2. The theory of long and short vowels was also used to adapt Hebrew to the rules of Arabic poetic meter. For example, in Arabic (and Persian) poetry, when a long vowel occurs in a closed syllable an extra (short) syllable is treated as present for metrical purposes but is not represented in pronunciation. Similarly, in Sephardic Hebrew a shewa after a syllable with a long vowel is invariably treated as vocal. (In Tiberian Hebrew, that is true only when the long vowel is marked with a meteg.)

There are further differences:
- Sephardim now pronounce shewa na as //e// in all positions, but the older rules (as in the Tiberian system) were more complicated.
- Resh is invariably pronounced by Sephardim as a "front" alveolar trill; in the Tiberian system, the pronunciation appears to have varied with the context and so it was treated as a letter with a double (sometimes triple) pronunciation.

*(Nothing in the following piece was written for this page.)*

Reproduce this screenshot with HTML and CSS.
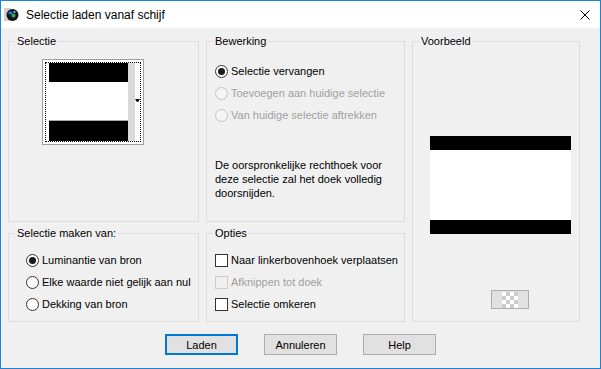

== Influence on Israeli Hebrew ==

When Eliezer Ben-Yehuda, Yehuda Gur (Grozovski), David Yellin, and other activists for the Revival of the Hebrew language drafted the standard for the new spoken language, they based it on Sephardi Hebrew, both because this was the de facto spoken form as a lingua franca in the land of Israel and because most of them believed it to be the most correct of the Hebrew dialects. However, the phonology of Modern Hebrew is in some respects constrained to that of Ashkenazi Hebrew, including the elimination of pharyngeal articulation and the conversion of //r// from an alveolar tap to a voiced uvular fricative, though this latter sound was rare in Ashkenazi Hebrew, in which uvular realizations were more commonly a trill or tap, and in which alveolar trills or taps were also common.